Problem statement :: Retype the whole listing verbatim and keep the pictures out of it.
[START OF Dataset content]
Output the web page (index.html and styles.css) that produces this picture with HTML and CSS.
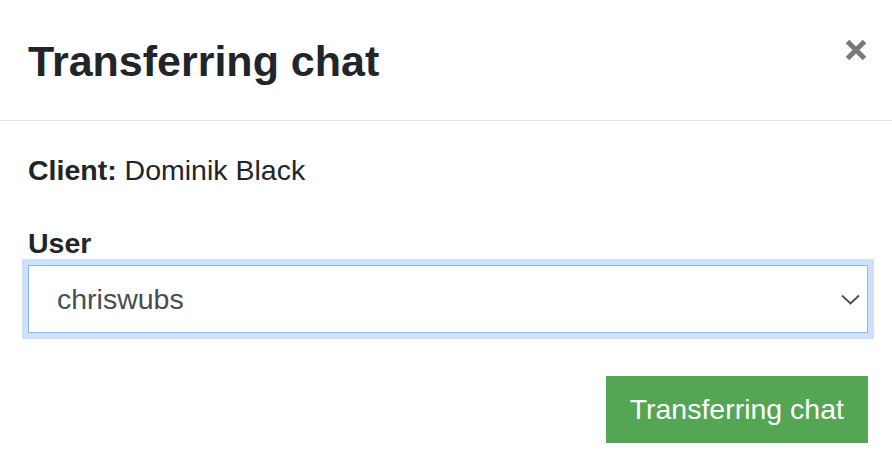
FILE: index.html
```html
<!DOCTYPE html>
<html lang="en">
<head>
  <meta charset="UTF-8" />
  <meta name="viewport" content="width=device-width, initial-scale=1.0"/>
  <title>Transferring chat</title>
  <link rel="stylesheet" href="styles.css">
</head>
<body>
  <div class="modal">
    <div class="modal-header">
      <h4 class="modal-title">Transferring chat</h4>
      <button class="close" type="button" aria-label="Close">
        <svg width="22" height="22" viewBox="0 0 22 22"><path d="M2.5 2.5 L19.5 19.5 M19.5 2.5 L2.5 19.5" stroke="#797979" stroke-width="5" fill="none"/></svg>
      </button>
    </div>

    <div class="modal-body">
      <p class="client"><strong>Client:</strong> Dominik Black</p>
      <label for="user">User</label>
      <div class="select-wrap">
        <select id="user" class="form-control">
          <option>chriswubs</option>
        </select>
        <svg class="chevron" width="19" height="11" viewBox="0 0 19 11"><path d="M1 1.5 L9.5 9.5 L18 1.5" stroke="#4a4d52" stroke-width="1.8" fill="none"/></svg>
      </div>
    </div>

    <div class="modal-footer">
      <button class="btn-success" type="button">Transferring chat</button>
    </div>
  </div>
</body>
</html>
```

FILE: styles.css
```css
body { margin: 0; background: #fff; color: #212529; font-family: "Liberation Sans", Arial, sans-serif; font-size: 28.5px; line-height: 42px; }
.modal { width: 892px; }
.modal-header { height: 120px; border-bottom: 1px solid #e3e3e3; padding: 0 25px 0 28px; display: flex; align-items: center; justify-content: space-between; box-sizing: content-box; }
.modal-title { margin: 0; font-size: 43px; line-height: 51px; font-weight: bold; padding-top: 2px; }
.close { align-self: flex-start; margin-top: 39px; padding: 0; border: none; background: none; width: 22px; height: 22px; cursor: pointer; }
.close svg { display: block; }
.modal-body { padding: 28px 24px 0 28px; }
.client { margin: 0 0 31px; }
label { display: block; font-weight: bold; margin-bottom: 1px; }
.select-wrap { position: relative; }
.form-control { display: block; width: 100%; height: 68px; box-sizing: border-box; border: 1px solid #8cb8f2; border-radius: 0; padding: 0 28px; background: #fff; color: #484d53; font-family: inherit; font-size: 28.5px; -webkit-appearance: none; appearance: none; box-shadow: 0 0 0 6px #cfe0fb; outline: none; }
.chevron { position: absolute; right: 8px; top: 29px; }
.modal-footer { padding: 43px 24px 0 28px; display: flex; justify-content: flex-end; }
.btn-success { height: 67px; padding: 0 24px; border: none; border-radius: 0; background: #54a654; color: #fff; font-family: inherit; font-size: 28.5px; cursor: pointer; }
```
[END OF Dataset content]
Written response ::
Output the web page (index.html and styles.css) that produces this picture with HTML and CSS.
FILE: index.html
```html
<!DOCTYPE html>
<html lang="en">
<head>
  <meta charset="UTF-8" />
  <meta name="viewport" content="width=device-width, initial-scale=1.0"/>
  <title>Transferring chat</title>
  <link rel="stylesheet" href="styles.css">
</head>
<body>
  <div class="modal">
    <div class="modal-header">
      <h4 class="modal-title">Transferring chat</h4>
      <button class="close" type="button" aria-label="Close">
        <svg width="22" height="22" viewBox="0 0 22 22"><path d="M2.5 2.5 L19.5 19.5 M19.5 2.5 L2.5 19.5" stroke="#797979" stroke-width="5" fill="none"/></svg>
      </button>
    </div>

    <div class="modal-body">
      <p class="client"><strong>Client:</strong> Dominik Black</p>
      <label for="user">User</label>
      <div class="select-wrap">
        <select id="user" class="form-control">
          <option>chriswubs</option>
        </select>
        <svg class="chevron" width="19" height="11" viewBox="0 0 19 11"><path d="M1 1.5 L9.5 9.5 L18 1.5" stroke="#4a4d52" stroke-width="1.8" fill="none"/></svg>
      </div>
    </div>

    <div class="modal-footer">
      <button class="btn-success" type="button">Transferring chat</button>
    </div>
  </div>
</body>
</html>
```

FILE: styles.css
```css
body { margin: 0; background: #fff; color: #212529; font-family: "Liberation Sans", Arial, sans-serif; font-size: 28.5px; line-height: 42px; }
.modal { width: 892px; }
.modal-header { height: 120px; border-bottom: 1px solid #e3e3e3; padding: 0 25px 0 28px; display: flex; align-items: center; justify-content: space-between; box-sizing: content-box; }
.modal-title { margin: 0; font-size: 43px; line-height: 51px; font-weight: bold; padding-top: 2px; }
.close { align-self: flex-start; margin-top: 39px; padding: 0; border: none; background: none; width: 22px; height: 22px; cursor: pointer; }
.close svg { display: block; }
.modal-body { padding: 28px 24px 0 28px; }
.client { margin: 0 0 31px; }
label { display: block; font-weight: bold; margin-bottom: 1px; }
.select-wrap { position: relative; }
.form-control { display: block; width: 100%; height: 68px; box-sizing: border-box; border: 1px solid #8cb8f2; border-radius: 0; padding: 0 28px; background: #fff; color: #484d53; font-family: inherit; font-size: 28.5px; -webkit-appearance: none; appearance: none; box-shadow: 0 0 0 6px #cfe0fb; outline: none; }
.chevron { position: absolute; right: 8px; top: 29px; }
.modal-footer { padding: 43px 24px 0 28px; display: flex; justify-content: flex-end; }
.btn-success { height: 67px; padding: 0 24px; border: none; border-radius: 0; background: #54a654; color: #fff; font-family: inherit; font-size: 28.5px; cursor: pointer; }
```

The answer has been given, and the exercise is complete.